I have noticed that the Overachiever Trap often manifests itself in the form of competitive athletics and music performance; a strange phenomenon, since these are two of the most physically challenging activities for anyone, with or without an anomaly. Both of these extracurricular activities require hours of physically-demanding practice to achieve success. Parents, teachers, and coaches swell with pride when the child with one "normal" hand excels as a trumpet player or baseball pitcher. Mastering these skills provides definitive proof that the child suffers no ill effects from the anomaly - right? But have these children chosen sports and music as outlets for their creativity, or are they, indeed, trying to "prove" that they can do what their peers can do?

Cultural Expectations

The Overachiever Trap is not solely the result of parents' high expectations and childens' feelings of inadequacy. Our culture places a large premium on overcoming obstacles, whether socioeconomic, racial, or physical. As a young child, a boy with a hand anomaly can expect to be deluged with stories of the one-handed Tennis Wonder. If this boy is not naturally gifted in tennis, he is then more likely to feel demoralized by his limitations. If the boy does succeed, the newspapers will compare him to other one-handed sensations who have preceded him. When he applies for college, he will be rewarded by writing an essay on how he has overcome adversity. Are these comparisons helpful to the child, or do they remind him, yet again, that there is something that he needs to prove to others?

"You Need to Work Extra Hard"

Parents may encourage their daughter to surmount any obstacle because they anticipate that she will be disadvantaged by her anomaly.
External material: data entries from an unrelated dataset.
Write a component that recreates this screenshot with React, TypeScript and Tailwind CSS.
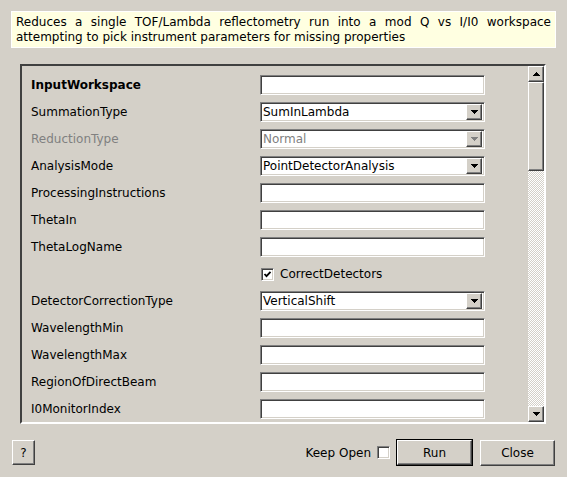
import React from "react";

const FACE = "bg-[#d4d0c8]";
const sunken =
  "border border-t-[#808080] border-l-[#808080] border-b-white border-r-white shadow-[inset_1px_1px_0_#404040,inset_-1px_-1px_0_#d4d0c8]";
const raised =
  "border border-t-white border-l-white border-b-[#404040] border-r-[#404040] shadow-[inset_-1px_-1px_0_#808080]";

type Row =
  | { kind: "text"; label: string; bold?: boolean }
  | { kind: "combo"; label: string; value: string; disabled?: boolean }
  | { kind: "check"; label: string };

const rows: Row[] = [
  { kind: "text", label: "InputWorkspace", bold: true },
  { kind: "combo", label: "SummationType", value: "SumInLambda" },
  { kind: "combo", label: "ReductionType", value: "Normal", disabled: true },
  { kind: "combo", label: "AnalysisMode", value: "PointDetectorAnalysis" },
  { kind: "text", label: "ProcessingInstructions" },
  { kind: "text", label: "ThetaIn" },
  { kind: "text", label: "ThetaLogName" },
  { kind: "check", label: "CorrectDetectors" },
  { kind: "combo", label: "DetectorCorrectionType", value: "VerticalShift" },
  { kind: "text", label: "WavelengthMin" },
  { kind: "text", label: "WavelengthMax" },
  { kind: "text", label: "RegionOfDirectBeam" },
  { kind: "text", label: "I0MonitorIndex" },
  { kind: "text", label: "I0MonitorIndex2" },
];

function Arrow({ up, disabled }: { up?: boolean; disabled?: boolean }) {
  const fill = disabled ? "#808080" : "#000";
  return (
    <svg width="7" height="4" viewBox="0 0 7 4" shapeRendering="crispEdges" className={up ? "rotate-180" : ""}>
      <path d="M0 0h7v1H0z M1 1h5v1H1z M2 2h3v1H2z M3 3h1v1H3z" fill={fill} />
    </svg>
  );
}

function CheckBox({ checked }: { checked?: boolean }) {
  return (
    <div className={`w-[13px] h-[13px] bg-white flex items-center justify-center ${sunken}`}>
      {checked && (
        <svg width="9" height="9" viewBox="0 0 9 9">
          <path d="M1.5 4 L3.5 6.2 L7.5 1.8" stroke="#000" strokeWidth="1.8" fill="none" />
        </svg>
      )}
    </div>
  );
}

function Field({ row }: { row: Row }) {
  if (row.kind === "check") {
    return (
      <div className="flex items-center gap-[6px] pl-[1px]">
        <CheckBox checked />
        <span>{row.label}</span>
      </div>
    );
  }
  if (row.kind === "combo") {
    return (
      <div className={`w-[225px] h-[20px] bg-white flex items-center justify-between pl-[2px] pr-[2px] ${sunken}`}>
        <span className={row.disabled ? "text-[#808080]" : "text-black"}>{row.value}</span>
        <div className={`w-[16px] h-[16px] ${FACE} flex items-center justify-center ${raised}`}>
          <Arrow disabled={row.disabled} />
        </div>
      </div>
    );
  }
  return <div className={`w-[225px] h-[20px] bg-white ${sunken}`} />;
}

export default function App() {
  return (
    <div
      className={`w-[567px] h-[477px] ${FACE} text-[12px] text-black flex flex-col overflow-hidden`}
      style={{ fontFamily: '"DejaVu Sans", "Liberation Sans", sans-serif' }}
    >
      {/* description */}
      <div className="mx-[11px] mt-[11px] h-[37px] bg-[#ffffe1] border border-white px-[4px] pt-[3px] leading-[15px] text-justify">
        Reduces a single TOF/Lambda reflectometry run into a mod Q vs I/I0 workspace attempting to pick instrument
        parameters for missing properties
      </div>

      {/* property frame */}
      <div className="ml-[20px] mr-[21px] mt-[16px] h-[360px] border-2 border-t-[#404040] border-l-[#404040] border-b-white border-r-white flex">
        <div className="flex-1 overflow-hidden pl-[9px] pt-[9px] flex flex-col gap-[7px]">
          {rows.map((row, i) => (
            <div key={i} className="flex items-center h-[20px] shrink-0">
              <div
                className={`w-[229px] shrink-0 ${row.kind === "text" && row.bold ? "font-bold" : ""} ${
                  row.kind === "combo" && row.disabled ? "text-[#808080]" : ""
                }`}
              >
                {row.kind === "check" ? "" : row.label.replace("I0MonitorIndex2", "")}
              </div>
              <Field row={row} />
            </div>
          ))}
        </div>
        {/* scrollbar */}
        <div className="w-[16px] flex flex-col">
          <div className={`h-[16px] ${FACE} flex items-center justify-center ${raised}`}>
            <Arrow up />
          </div>
          <div className={`h-[89px] ${FACE} ${raised}`} />
          <div className="flex-1 bg-[repeating-conic-gradient(#ffffff_0_25%,#d4d0c8_0_50%)] bg-[length:2px_2px]" />
          <div className={`h-[16px] ${FACE} flex items-center justify-center ${raised}`}>
            <Arrow />
          </div>
        </div>
      </div>

      {/* buttons */}
      <div className="flex items-center mt-[15px] ml-[12px] mr-[12px]">
        <div className={`w-[23px] h-[25px] flex items-center justify-center ${raised}`}>?</div>
        <div className="flex-1" />
        <span>Keep Open</span>
        <div className="ml-[6px]">
          <CheckBox />
        </div>
        <div className="ml-[6px] border border-black">
          <div className={`w-[75px] h-[25px] flex items-center justify-center ${raised}`}>Run</div>
        </div>
        <div className={`ml-[7px] w-[75px] h-[26px] flex items-center justify-center ${raised}`}>Close</div>
      </div>
    </div>
  );
}
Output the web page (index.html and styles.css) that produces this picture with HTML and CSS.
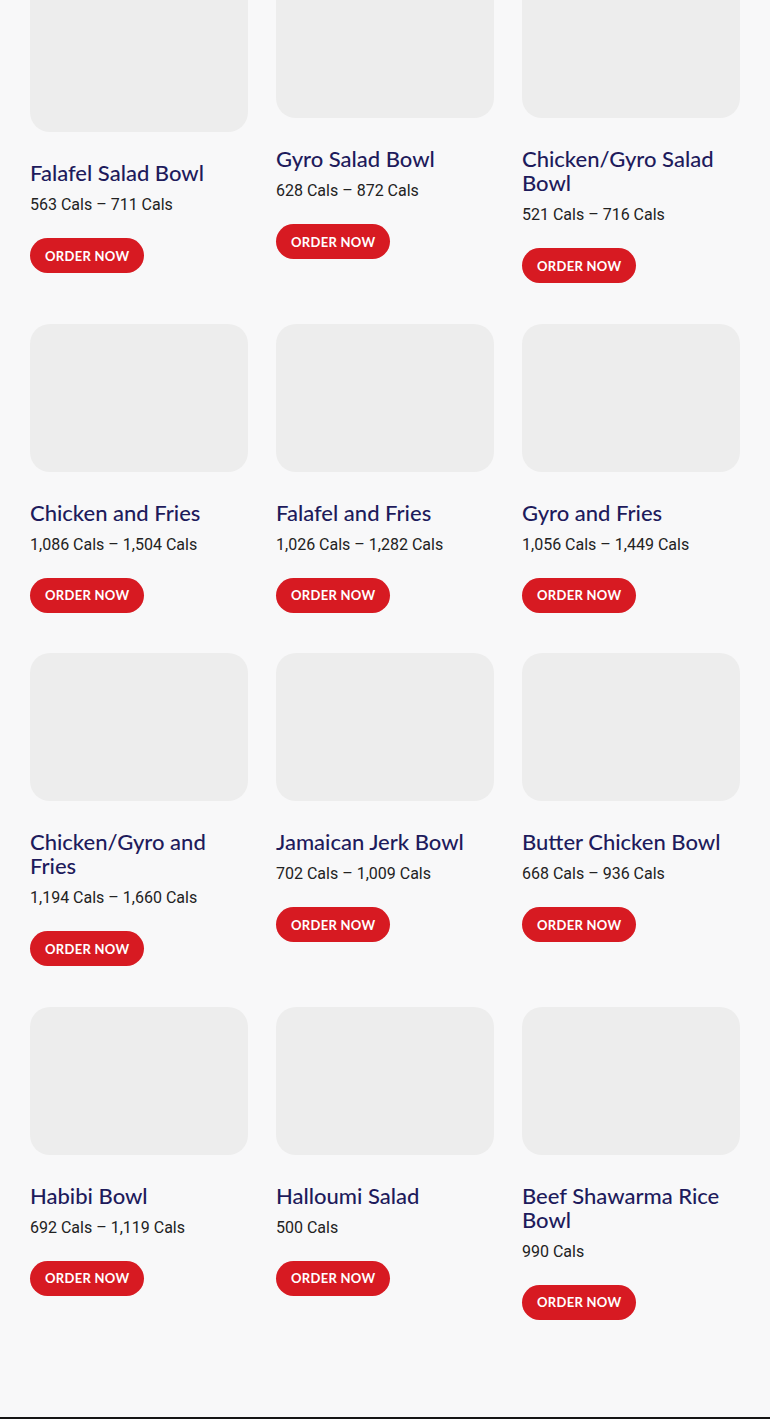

They teach her that through perseverance and hard work, all things are possible. On the one hand, most people would agree that perseverance and hard work are desirable traits in young people, and that parents who successfully instill these traits are praiseworthy. On the other hand, there is a great danger that the child internalizes a detrimental message: "You need to work extra hard because the odds are stacked against you. It's not your fault; nonetheless, if you want to succeed in life, you need to make things happen." All children need to learn to draw boundaries. They eventually need to learn to ask themselves - not others - "How hard should I work for this? If I still can't do it - is it okay to stop?"

The other downside to the "all things are possible if you work hard enough" message is that sometimes the costs of pushing oneself beyond reason are too great. We all know friends who were able to push themselves to pull an all-nighter to study for a college final exam and others who would try, but just couldn't make it through the night. Did the latter folks not try hard enough? Did they care less? Or had they learned to respect the limits of their bodies?

The Parents' Role

How can parents avoid pushing their children into the overachiever trap? Shouldn't parents encourage their children to express their natural talents? Isn't it good for children who face differences to develop determination and willpower?

On the one hand, it is a parent's responsibility to expose children to a wide variety of experiences and be their source of support in attempting even those activities that may appear to be challenging or difficult. Trying and succeeding at new and more challenging tasks builds children's self-esteem.

On the other hand, development of the child's sense of self-esteem needs to trump proving self-worth. Parents need to take the time to probe their children's choices non-judgmentally. "Why do you want to take tennis lessons? Are you eager to play tennis? Are your friends taking tennis lessons? Do they talk about playing tennis when you get together with them? Do you feel excluded?"

Parents also need to teach their children that it is absolutely Okay to ask for help. In fact, it is a sign of maturity to be able to ask for assistance. Nobody on earth can do everything, certainly not by themselves. When you teach your child to ask for help, you are teaching them to be like everyone else.


Religious paths can be quite helpful in emphasizing that the child is lovable simply because she has a soul and is an aspect of the divine. Helping the child to define herself apart from external measures of his worth is important for all children and especially important for children with limb anomalies.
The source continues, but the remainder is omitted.